■ **TASK BRIEF**: Give the entries back exactly, dropping each image.

■ **LISTING**:

_____

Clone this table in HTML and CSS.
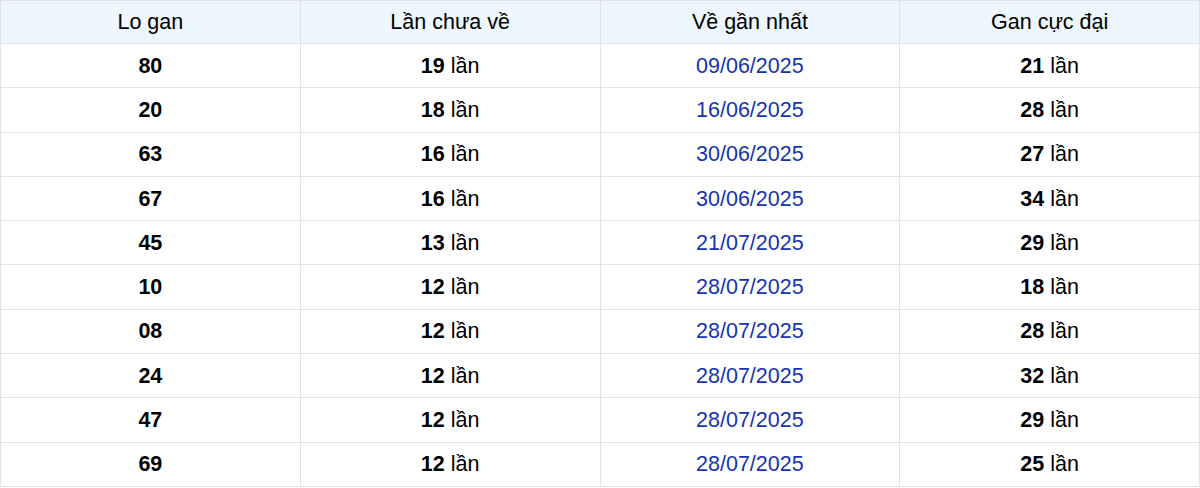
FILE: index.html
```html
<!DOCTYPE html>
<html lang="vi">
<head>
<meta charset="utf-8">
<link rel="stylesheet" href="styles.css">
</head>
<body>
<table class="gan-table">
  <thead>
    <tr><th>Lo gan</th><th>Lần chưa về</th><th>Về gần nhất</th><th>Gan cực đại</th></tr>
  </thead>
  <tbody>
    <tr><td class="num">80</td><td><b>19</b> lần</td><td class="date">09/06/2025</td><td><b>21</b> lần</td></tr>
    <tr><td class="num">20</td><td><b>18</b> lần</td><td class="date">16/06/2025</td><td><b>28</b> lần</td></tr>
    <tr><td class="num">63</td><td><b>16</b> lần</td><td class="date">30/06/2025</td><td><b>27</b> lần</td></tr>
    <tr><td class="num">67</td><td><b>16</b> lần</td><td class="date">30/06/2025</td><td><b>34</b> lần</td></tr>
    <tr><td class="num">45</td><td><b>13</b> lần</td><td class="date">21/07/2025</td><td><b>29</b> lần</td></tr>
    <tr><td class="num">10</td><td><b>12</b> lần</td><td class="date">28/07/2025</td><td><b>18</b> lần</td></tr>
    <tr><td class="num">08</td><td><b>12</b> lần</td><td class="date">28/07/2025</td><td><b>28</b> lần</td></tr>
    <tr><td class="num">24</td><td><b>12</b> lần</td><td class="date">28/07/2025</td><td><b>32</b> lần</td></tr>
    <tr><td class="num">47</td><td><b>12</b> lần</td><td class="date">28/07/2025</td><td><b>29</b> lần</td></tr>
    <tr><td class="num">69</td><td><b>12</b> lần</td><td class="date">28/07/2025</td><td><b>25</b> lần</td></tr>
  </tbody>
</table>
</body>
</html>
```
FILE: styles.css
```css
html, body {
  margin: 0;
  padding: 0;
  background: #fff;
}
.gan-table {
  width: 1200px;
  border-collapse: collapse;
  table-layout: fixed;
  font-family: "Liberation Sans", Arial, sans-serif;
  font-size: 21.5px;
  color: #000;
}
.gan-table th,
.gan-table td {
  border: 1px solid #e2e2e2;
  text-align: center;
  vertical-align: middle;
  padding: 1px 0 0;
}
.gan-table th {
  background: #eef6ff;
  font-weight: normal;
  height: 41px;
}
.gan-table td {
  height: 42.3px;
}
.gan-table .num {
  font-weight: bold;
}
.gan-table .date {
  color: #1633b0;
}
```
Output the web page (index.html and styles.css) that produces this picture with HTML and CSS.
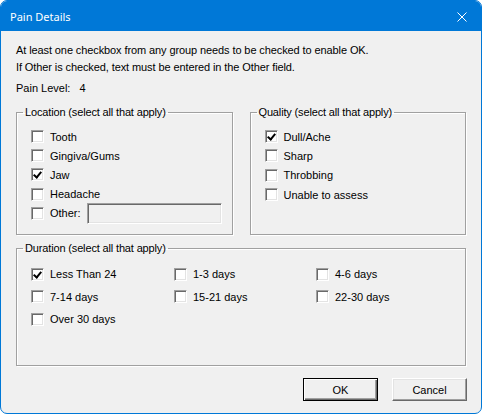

_____

■ **RIGHT ANSWER**:
Clone this table in HTML and CSS.
FILE: index.html
```html
<!DOCTYPE html>
<html lang="vi">
<head>
<meta charset="utf-8">
<link rel="stylesheet" href="styles.css">
</head>
<body>
<table class="gan-table">
  <thead>
    <tr><th>Lo gan</th><th>Lần chưa về</th><th>Về gần nhất</th><th>Gan cực đại</th></tr>
  </thead>
  <tbody>
    <tr><td class="num">80</td><td><b>19</b> lần</td><td class="date">09/06/2025</td><td><b>21</b> lần</td></tr>
    <tr><td class="num">20</td><td><b>18</b> lần</td><td class="date">16/06/2025</td><td><b>28</b> lần</td></tr>
    <tr><td class="num">63</td><td><b>16</b> lần</td><td class="date">30/06/2025</td><td><b>27</b> lần</td></tr>
    <tr><td class="num">67</td><td><b>16</b> lần</td><td class="date">30/06/2025</td><td><b>34</b> lần</td></tr>
    <tr><td class="num">45</td><td><b>13</b> lần</td><td class="date">21/07/2025</td><td><b>29</b> lần</td></tr>
    <tr><td class="num">10</td><td><b>12</b> lần</td><td class="date">28/07/2025</td><td><b>18</b> lần</td></tr>
    <tr><td class="num">08</td><td><b>12</b> lần</td><td class="date">28/07/2025</td><td><b>28</b> lần</td></tr>
    <tr><td class="num">24</td><td><b>12</b> lần</td><td class="date">28/07/2025</td><td><b>32</b> lần</td></tr>
    <tr><td class="num">47</td><td><b>12</b> lần</td><td class="date">28/07/2025</td><td><b>29</b> lần</td></tr>
    <tr><td class="num">69</td><td><b>12</b> lần</td><td class="date">28/07/2025</td><td><b>25</b> lần</td></tr>
  </tbody>
</table>
</body>
</html>
```
FILE: styles.css
```css
html, body {
  margin: 0;
  padding: 0;
  background: #fff;
}
.gan-table {
  width: 1200px;
  border-collapse: collapse;
  table-layout: fixed;
  font-family: "Liberation Sans", Arial, sans-serif;
  font-size: 21.5px;
  color: #000;
}
.gan-table th,
.gan-table td {
  border: 1px solid #e2e2e2;
  text-align: center;
  vertical-align: middle;
  padding: 1px 0 0;
}
.gan-table th {
  background: #eef6ff;
  font-weight: normal;
  height: 41px;
}
.gan-table td {
  height: 42.3px;
}
.gan-table .num {
  font-weight: bold;
}
.gan-table .date {
  color: #1633b0;
}
```
Output the web page (index.html and styles.css) that produces this picture with HTML and CSS.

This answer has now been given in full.